Authors:    Jude Hays, Aya Kachi

Entrydate:  2008-07-09 17:53:29

Keywords:   Government Formation, Survival, Seemingly Unrelated
Regressions, Simultaneous Equation Models, Weibull
Distributions, Copulas

Abstract:   This paper is part of a larger project in which we
develop methods for estimating the causal effects of variables
on (1) the duration of bargaining processes, broadly defined,
and (2) the survival of bargained outcomes when both are jointly
determined. There are many potential
applications in political science including, but not limited to,
the duration of war and survival of cease-fire agreements,
coalition formation and government survival, and  negotiations
over and enforcement of international agreements. Our primary
claim is that, in most cases, it is
inappropriate to estimate the effects of variables on these two
durations -- the bargaining and the outcome -- in isolation. Our
argument is motivated by game theoretic models that show
bargaining duration is correlated with the survival of bargained
outcomes because players incorporate their beliefs about the
survival of bargained outcomes into their decision-making
at the bargaining stage. To address this problem, we develop,
and examine the properties of two maximum likelihood estimators
-- a seemingly unrelated regresssions (SUR) estimator and a
limited information maximum likelihood (LIML) estimator.
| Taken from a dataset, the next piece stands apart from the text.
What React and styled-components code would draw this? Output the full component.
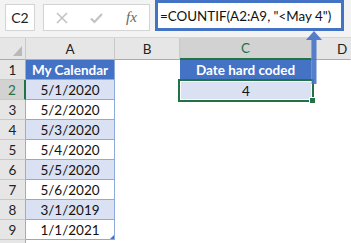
import React from 'react';
import styled, { createGlobalStyle } from 'styled-components';

const dates = ['5/1/2020', '5/2/2020', '5/3/2020', '5/4/2020', '5/5/2020', '5/6/2020', '3/1/2019', '1/1/2021'];

export default function App() {
  return (
    <>
      <GlobalStyle />
      <Window>
        <FormulaBar>
          <NameBox>C2</NameBox>
          <ButtonsBox>
            <svg width="12" height="12" viewBox="0 0 12 12">
              <path d="M1 1 L11 11 M11 1 L1 11" stroke="#c3c3c3" strokeWidth="1.6" fill="none" />
            </svg>
            <svg width="13" height="12" viewBox="0 0 13 12">
              <path d="M1 6.5 L4.5 10 L12 2" stroke="#c3c3c3" strokeWidth="2.2" fill="none" />
            </svg>
            <Fx>fx</Fx>
          </ButtonsBox>
          <FormulaBox>=COUNTIF(A2:A9, "&lt;May 4")</FormulaBox>
        </FormulaBar>

        <Sheet>
          <Corner>
            <svg width="9" height="10" viewBox="0 0 9 10">
              <polygon points="9,0 9,10 0,10" fill="#b9b9b9" />
            </svg>
          </Corner>
          <ColHead>A</ColHead>
          <ColHead>B</ColHead>
          <ColHead $active>C</ColHead>
          <ColHead $last>D</ColHead>

          <RowHead>1</RowHead>
          <TableHead>My Calendar</TableHead>
          <Blank />
          <TableHead>Date hard coded</TableHead>
          <Blank />

          {dates.map((d, i) => {
            const row = i + 2;
            return (
              <React.Fragment key={row}>
                <RowHead $active={row === 2}>{row}</RowHead>
                <DataCell $band={row % 2 === 0}>
                  {d}
                  {row === 9 && <ResizeMark />}
                </DataCell>
                <Blank />
                {row === 2 ? (
                  <SelectedCell>
                    4
                    <FillHandle />
                  </SelectedCell>
                ) : (
                  <Blank />
                )}
                <Blank />
              </React.Fragment>
            );
          })}

          <RowHead />
          <Blank />
          <Blank />
          <Blank />
          <Blank />
        </Sheet>

        <Arrow width="18" height="54" viewBox="0 0 18 54">
          <polygon points="9,0 17,9 11.5,9 11.5,53 6.5,53 6.5,9 1,9" fill="#4472c4" opacity="0.9" />
        </Arrow>
      </Window>
    </>
  );
}

const GlobalStyle = createGlobalStyle`
  body {
    margin: 0;
    background: #fff;
    font-family: Lato, "Open Sans", sans-serif;
  }
`;

const Window = styled.div`
  position: relative;
  width: 351px;
  height: 243px;
  overflow: hidden;
  background: #fff;
`;

const FormulaBar = styled.div`
  display: flex;
  align-items: flex-end;
  height: 38px;
  box-sizing: border-box;
  padding: 0 0 6px 5px;
  background: #f3f3f3;
  border-bottom: 1px solid #d6d6d6;
`;

const NameBox = styled.div`
  width: 30px;
  height: 27px;
  box-sizing: border-box;
  background: #fff;
  border: 1px solid #d4d4d4;
  display: flex;
  align-items: center;
  justify-content: center;
  font-size: 14px;
  color: #222;
`;

const ButtonsBox = styled.div`
  width: 107px;
  height: 27px;
  margin-left: 8px;
  box-sizing: border-box;
  background: #fff;
  border: 1px solid #d4d4d4;
  display: flex;
  align-items: center;
  padding-left: 12px;
  gap: 22px;
`;

const Fx = styled.span`
  font-family: "Liberation Serif", serif;
  font-style: italic;
  font-size: 15px;
  color: #666;
  margin-left: 1px;
`;

const FormulaBox = styled.div`
  width: 189px;
  height: 31px;
  margin-left: 5px;
  box-sizing: border-box;
  background: #fff;
  border: 3px solid #4472c4;
  display: flex;
  align-items: center;
  padding-left: 2px;
  font-size: 13.4px;
  color: #111;
  white-space: nowrap;
  overflow: hidden;
`;

const Sheet = styled.div`
  display: grid;
  grid-template-columns: 26px 89px 65px 132px 1fr;
  grid-template-rows: 22px;
  grid-auto-rows: 20px;
  font-size: 13.5px;
`;

const Corner = styled.div`
  background: #e6e6e6;
  border-right: 1px solid #c9c9c9;
  border-bottom: 1px solid #ababab;
  display: flex;
  align-items: flex-end;
  justify-content: flex-end;
  padding: 0 3px 3px 0;
`;

const ColHead = styled.div`
  display: flex;
  align-items: center;
  background: ${(p) => (p.$active ? '#d2d2d2' : '#e6e6e6')};
  color: ${(p) => (p.$active ? '#217346' : '#222')};
  border-right: 1px solid ${(p) => (p.$last ? 'transparent' : '#c9c9c9')};
  border-bottom: ${(p) => (p.$active ? '2px solid #217346' : '1px solid #ababab')};
  justify-content: ${(p) => (p.$last ? 'flex-start' : 'center')};
  padding-left: ${(p) => (p.$last ? '25px' : '0')};
`;

const RowHead = styled.div`
  display: flex;
  align-items: center;
  justify-content: center;
  background: ${(p) => (p.$active ? '#d2d2d2' : '#e6e6e6')};
  color: ${(p) => (p.$active ? '#217346' : '#222')};
  border-bottom: 1px solid #c9c9c9;
  border-right: ${(p) => (p.$active ? '2px solid #217346' : '1px solid #ababab')};
`;

const TableHead = styled.div`
  display: flex;
  align-items: center;
  justify-content: center;
  background: #4472c4;
  color: #fff;
  font-weight: 700;
  border-bottom: 1px solid #8ea9db;
  border-right: 1px solid #8ea9db;
`;

const DataCell = styled.div`
  position: relative;
  display: flex;
  align-items: center;
  justify-content: center;
  background: ${(p) => (p.$band ? '#d9e1f2' : '#fff')};
  color: #111;
  border-bottom: 1px solid #8ea9db;
  border-right: 1px solid #8ea9db;
`;

const ResizeMark = styled.span`
  position: absolute;
  right: 0;
  bottom: 0;
  width: 0;
  height: 0;
  border-left: 4px solid transparent;
  border-bottom: 4px solid #4472c4;
`;

const Blank = styled.div`
  background: #fff;
`;

const SelectedCell = styled.div`
  position: relative;
  display: flex;
  align-items: center;
  justify-content: center;
  background: #d9e1f2;
  color: #111;
  margin: -1px -2px -2px -2px;
  border: 2px solid #217346;
  box-shadow: inset 0 0 0 1px #fff;
  z-index: 1;
`;

const FillHandle = styled.span`
  position: absolute;
  right: -4px;
  bottom: -4px;
  width: 5px;
  height: 5px;
  background: #217346;
  border: 1px solid #fff;
`;

const Arrow = styled.svg`
  position: absolute;
  left: 305px;
  top: 31px;
  z-index: 2;
`;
We use
both estimators to analyze the duration of government formation
and survival in a sample of European parliamentary democracies
over the period 1945 to 1998. We conclude that estimated effects
based on single equation models of either government formation or
survival, the predominant method of analysis in the existing
literature, are likely biased because they fail to capture
significant indirect effects generated by strategic and other
forms of interdependence that link the two durations.